The Truth, Mainly - 10/15/2001

Getting serious about obsolete war prayers
by Leon Satterfield

I suppose it's too late to ask the country to read Mark Twain's "The War Prayer." He wrote it more than a century ago at the start of the Spanish-American War, so it's clearly out of date now.

Still, you might find it interesting. It's only five pages long. And I'll give you an even shorter version:

The scene is an American church service in which the minister is asking God to "grant us the victory, O Lord our God, Father and Protector of our land and flag."

At which point a white-haired man in robes comes down the aisle to the pulpit and motions the minister to step aside.

"I have come from the Throne," the stranger tells the congregation, "bearing a message from Almighty God."

His task, he says, is to give word to the unspoken part of the minister's prayer. The unspoken part, the stranger says, goes like this:

"O Lord our God, help us to tear their soldiers to bloody shreds . . . help us to drown the thunder of the guns with the shrieks of their wounded . . .help us to wring the hearts of their unoffending widows with unavailing grief; help us to turn them out roofless with their little children to wander. . .their desolated land in rags and hunger and thirst, sports of the sun flames of summer and the icy winds of winter. . .for our sakes who adore Thee, Lord, blast their hopes, blight their lives. . .water their way with their tears, stain the white snow with the blood of their wounded feet. We ask it, in the spirit of love, of Him Who is the Source of Love, and Who is the ever-faithful refuge and friend of all that are sore beset and seek His aid with humble and contrite hearts. Amen."

After a pause, the stranger tells the minister and the congregation, "Ye have prayed it; if ye still desire it, speak. The messenger of the Most High waits."

Twain's final sentence: "It was believed afterward that the man was a lunatic, because there was no sense in what he said."

But this is a century later. The task now is to win this present war as quickly as possible.

I have no idea how to do that. Or how to know when it's been done.

The part of the war I've liked best so far is dropping food on the survivors. Oh, I know: it's a propaganda ploy to show that we're not anti-Islam. It's a way to remind them that we're the good guys, that the Taliban doesn't give two hoots in hell that Afghans are starving to death, but we do.

But no matter the ulterior motives, dropping food is a nice thing to do, especially in the country that, according to the U.S. Agency for International Development, has the lowest food consumption per capita in the whole world. It's a good thing to drop food on people like that, and I congratulate President Bush for doing it. (I'm serious.)

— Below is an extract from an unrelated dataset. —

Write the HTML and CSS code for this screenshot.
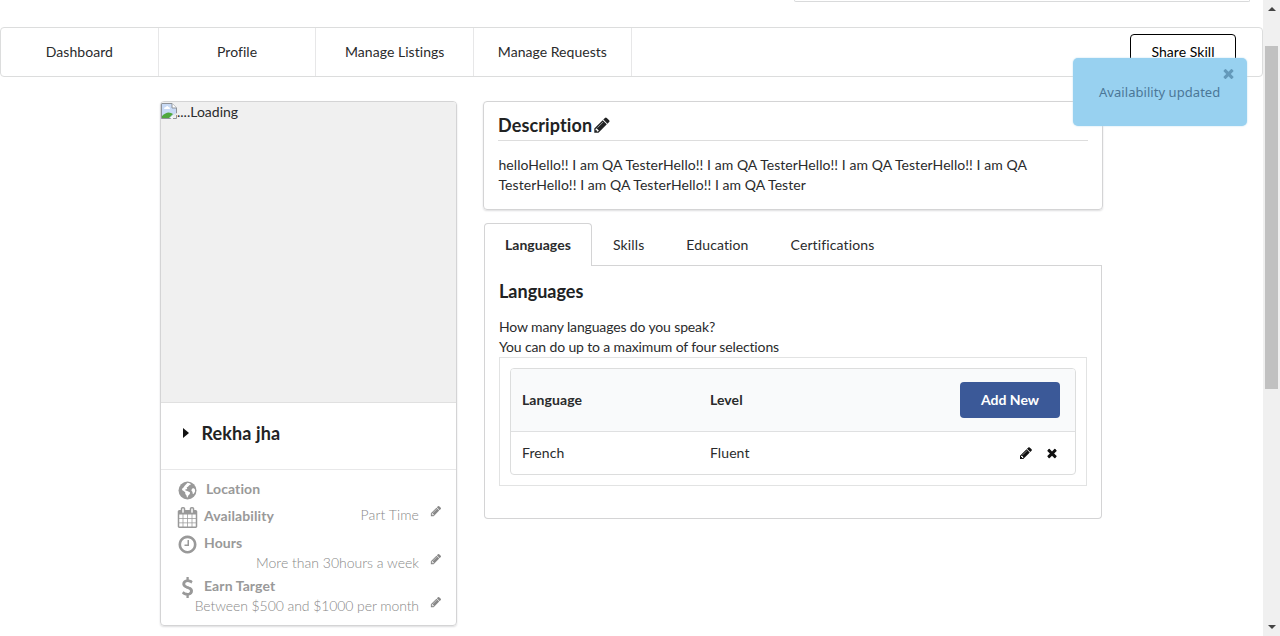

Of course, dirty rotten one-worlder that I am, I'd feel better about the war if it were a UN enterprise. As Tony Blair said of the Sep. 11 obscenity, it was "an attack on us all" by those who would threaten "any nation throughout the world that does not share their fanatical views."

Sounds like a job for the UN. (I'm still serious.)

And I disagree with the President's vow to bring in Asama bin Laden "dead or alive." I say bring him in alive—and charge him with crimes against humanity before the World Court.

Wouldn't we all like to see him cross-examined?

He was on television last week delivering highly questionable assertions—like these:

•That the attacks on the WTC and the Pentagon were divinely inspired, that America was "hit by God in one of its softest spots."

•That "when God blessed one of the groups of Islam, they destroyed America."

•That "these events have divided the whole world into two sides—believers and infidels."

And how about his nut-case notion that dying in an act of terrorism is a fast-track ticket to heaven?

Think how much fun it would be to cross-examine those assertions before the World Court. We'd see, up close, a fanatic fundamentalist—who, according to a West Wing character, is to Islam what the KKK is to Christianity—a holy man who can't stand religious diversity and who might keel over from apoplexy if we recited our First Amendment to him: "Congress shall make no law respecting an establishment of religion, or prohibiting the free exercise thereof."

Such cross-examination might be salutary for all of us. It might convince us that when nations, like individuals, become cocksure that God is on their side, they tend to overreach and end up in the deep do-do.

And it might even change the nature of future war prayers all around the world. (I'm really serious now.)